Their Winter Escapade is a program for Fil-Canadians and Canadian tourists. It’s scheduled every February, also a 10-day Program with average participants of 300 to 500. The projects are not part of the program of DOT/TPB and hence, have no promo budget. The LGUs they visit extend support by hosting dinners with cultural entertainment. These are projects where the results are visible.

Last week, my Singapore-based son and his family used a weeklong holiday in the school calendar to come to Mactan. They were very pleased by the Mactan airport experience. My grandchildren were totally pleased with Plantation Bay that they were talking about coming back soon.

My son, who is with the business side of CNBC, was saying that the Philippines is underrepresented in Singapore as a place to visit. The GM of Plantation Bay said they just came back from Singapore precisely to get more Singaporeans to visit, taking advantage of direct flights. Most of their visitors now are Koreans, thanks to a very effective general sales agent in Seoul.

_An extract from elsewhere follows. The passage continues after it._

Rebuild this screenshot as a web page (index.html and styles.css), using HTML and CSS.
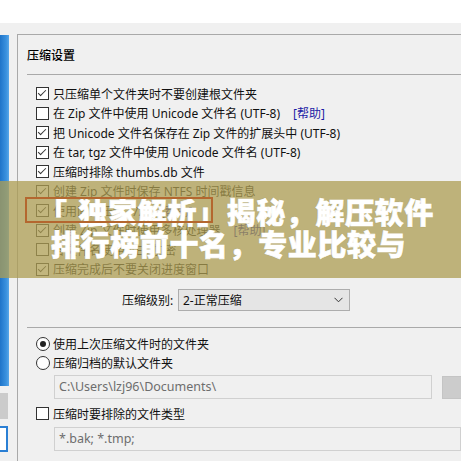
FILE: index.html
```html
<!DOCTYPE html>
<html lang="zh-CN">
<head>
<meta charset="utf-8">
<title>压缩设置</title>
<link rel="stylesheet" href="styles.css">
</head>
<body>
<div class="topbar"></div>
<div class="main">
  <div class="sidebar">
    <div class="side-blue"></div>
    <div class="side-gray"></div>
    <div class="side-box"></div>
  </div>
  <div class="panel">
    <div class="group-title">压缩设置</div>
    <div class="sep"></div>
    <div class="opts">
      <div class="row"><span class="cb on"></span><span>只压缩单个文件夹时不要创建根文件夹</span></div>
      <div class="row"><span class="cb"></span><span>在 Zip 文件中使用 Unicode 文件名 (UTF-8)</span><span class="help">[帮助]</span></div>
      <div class="row"><span class="cb on"></span><span>把 Unicode 文件名保存在 Zip 文件的扩展头中 (UTF-8)</span></div>
      <div class="row"><span class="cb on"></span><span>在 tar, tgz 文件中使用 Unicode 文件名 (UTF-8)</span></div>
      <div class="row"><span class="cb on"></span><span>压缩时排除 thumbs.db 文件</span></div>
      <div class="row"><span class="cb on"></span><span>创建 Zip 文件时保存 NTFS 时间戳信息</span></div>
      <div class="row"><span class="cb on"></span><span>使用固实压缩 (7z)</span><span class="help">[帮助]</span></div>
      <div class="row"><span class="cb on"></span><span>创建 Zip 文件时使用多核处理器</span><span class="help">[帮助]</span></div>
      <div class="row"><span class="cb"></span><span>各文件名使用 AES 加密</span></div>
      <div class="row"><span class="cb on"></span><span>压缩完成后不要关闭进度窗口</span></div>
    </div>
    <div class="level">
      <span class="level-label">压缩级别:</span>
      <div class="select"><span>2-正常压缩</span>
        <svg class="chev" width="9" height="6" viewBox="0 0 9 6"><path d="M0.5 0.8 L4.5 4.8 L8.5 0.8" fill="none" stroke="#333" stroke-width="1"/></svg>
      </div>
    </div>
    <div class="sep sep2"></div>
    <div class="opts opts2">
      <div class="row"><span class="rb on"></span><span>使用上次压缩文件时的文件夹</span></div>
      <div class="row"><span class="rb"></span><span>压缩归档的默认文件夹</span></div>
    </div>
    <div class="path-row">
      <div class="input input1">C:\Users\lzj96\Documents\</div>
      <div class="browse"></div>
    </div>
    <div class="opts opts3">
      <div class="row"><span class="cb"></span><span>压缩时要排除的文件类型</span></div>
    </div>
    <div class="input input2">*.bak; *.tmp;</div>
  </div>
</div>
<div class="overlay">
  <div class="headline"><span class="bracket">「</span>独家解析」揭秘，解压软件<br>排行榜前十名，专业比较与</div>
</div>
<div class="marker"></div>
</body>
</html>
```

FILE: styles.css
```css
html, body {
  margin: 0;
  padding: 0;
}
body {
  width: 461px;
  height: 461px;
  overflow: hidden;
  position: relative;
  background: #f0f0f0;
  font-family: "Noto Sans", "Noto Sans CJK SC", sans-serif;
  font-size: 12px;
  color: #111;
}
.topbar {
  height: 23px;
  background: #ffffff;
}
.main {
  display: flex;
  margin-top: 11px;
  height: 427px;
}
.sidebar {
  width: 17px;
  flex: none;
  display: flex;
  flex-direction: column;
}
.side-blue {
  width: 9px;
  height: 351px;
  margin-top: 1px;
  background: linear-gradient(to right, #1f74c9, #3b92df 70%, #5aa7e8);
}
.side-gray {
  width: 8px;
  height: 26px;
  margin-top: 7px;
  background: #cbcbcb;
}
.side-box {
  width: 12px;
  height: 22px;
  margin-left: -8px;
  margin-top: 7px;
  border: 2px solid #2a7fd4;
  background: #ffffff;
}
.panel {
  flex: 1;
  border-top: 1px solid #a9a9a9;
  border-left: 1px solid #a9a9a9;
  min-width: 0;
}
.group-title {
  margin: 13px 0 0 9px;
  height: 14px;
  line-height: 14px;
  font-family: "Noto Sans CJK SC", sans-serif;
  font-weight: 500;
  font-size: 12px;
  color: #000;
}
.sep {
  margin: 12px 0 0 9px;
  border-top: 1px solid #a9a9a9;
}
.opts {
  padding-left: 18px;
  margin-top: 9px;
}
.row {
  display: flex;
  align-items: center;
  height: 19.5px;
  white-space: nowrap;
}
.cb, .rb {
  flex: none;
  width: 11px;
  height: 11px;
  border: 1px solid #333;
  background: #fff;
  margin-right: 4px;
  position: relative;
}
.cb.on::after {
  content: "";
  position: absolute;
  left: 3px;
  top: 0px;
  width: 3px;
  height: 7px;
  border-right: 1.3px solid #333;
  border-bottom: 1.3px solid #333;
  transform: rotate(45deg);
}
.rb {
  border-radius: 50%;
  width: 12px;
  height: 12px;
  margin-right: 3px;
}
.rb.on::after {
  content: "";
  position: absolute;
  left: 3px;
  top: 3px;
  width: 6px;
  height: 6px;
  border-radius: 50%;
  background: #222;
}
.help {
  color: #1c1ca6;
  margin-left: 13px;
}
.level {
  display: flex;
  align-items: center;
  margin-top: 10px;
  padding-left: 104px;
  height: 22px;
}
.level-label {
  width: 56px;
}
.select {
  box-sizing: border-box;
  width: 172px;
  height: 22px;
  border: 1px solid #adadad;
  background: #e5e5e5;
  display: flex;
  align-items: center;
  justify-content: space-between;
  padding: 0 6px 0 4px;
}
.chev {
  display: block;
}
.sep2 {
  margin-top: 16px;
}
.opts2 {
  margin-top: 6px;
}
.path-row {
  display: flex;
  margin-left: 36px;
  margin-top: 2px;
}
.input {
  box-sizing: border-box;
  height: 24px;
  line-height: 22px;
  border: 1px solid #d0d0d0;
  background: #f0f0f0;
  color: #6d6d6d;
  padding-left: 4px;
  font-size: 12.5px;
  white-space: nowrap;
}
.input1 {
  flex: none;
  width: 378px;
}
.browse {
  flex: none;
  width: 30px;
  height: 23px;
  margin-left: 10px;
  margin-top: 1px;
  box-sizing: border-box;
  background: #cccccc;
  border: 1px solid #c4c4c4;
}
.opts3 {
  margin-top: 5px;
}
.input2 {
  margin: 3px 0 0 36px;
}
.overlay {
  position: absolute;
  left: 0;
  top: 181px;
  width: 461px;
  height: 97px;
  background: rgba(173, 157, 83, 0.75);
}
.headline {
  position: absolute;
  left: 51px;
  top: 14px;
  font-family: "Noto Sans CJK SC", sans-serif;
  font-weight: 900;
  font-size: 29px;
  line-height: 32px;
  letter-spacing: 0.6px;
  color: #ffffff;
  white-space: nowrap;
  -webkit-text-stroke: 0.7px #ffffff;
  text-shadow: 0 0 1px rgba(80, 70, 30, 0.5);
}
.bracket {
  position: relative;
  left: -13px;
  margin-right: -2px;
}
.marker {
  position: absolute;
  left: 25px;
  top: 197px;
  width: 184px;
  height: 22px;
  border: 2px solid #b4672f;
}
```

But we have problems like higher room rates than regional competitors. Jojo Clemente, the workhorse of Rajah Tours who is forever selling the country abroad, told me that Boracay and Cebu are hurting. Boracay’s LGU made things more difficult by tacking on more fees to get to the island and the resorts are not willing to adjust rates. As for Cebu, it has become stale.

Well, visitors can spend a week relaxing at Plantation Bay and not even think of going to the city, like I did. No visitors really want to brave Cebu City’s EDSA-like traffic to see Magellan’s cross or the Temple of Leah.

The Cebuana tourism secretary must crack her brains more to make Cebu interesting to visitors. If she can’t do that for Cebu, we can’t expect her to do that for the country.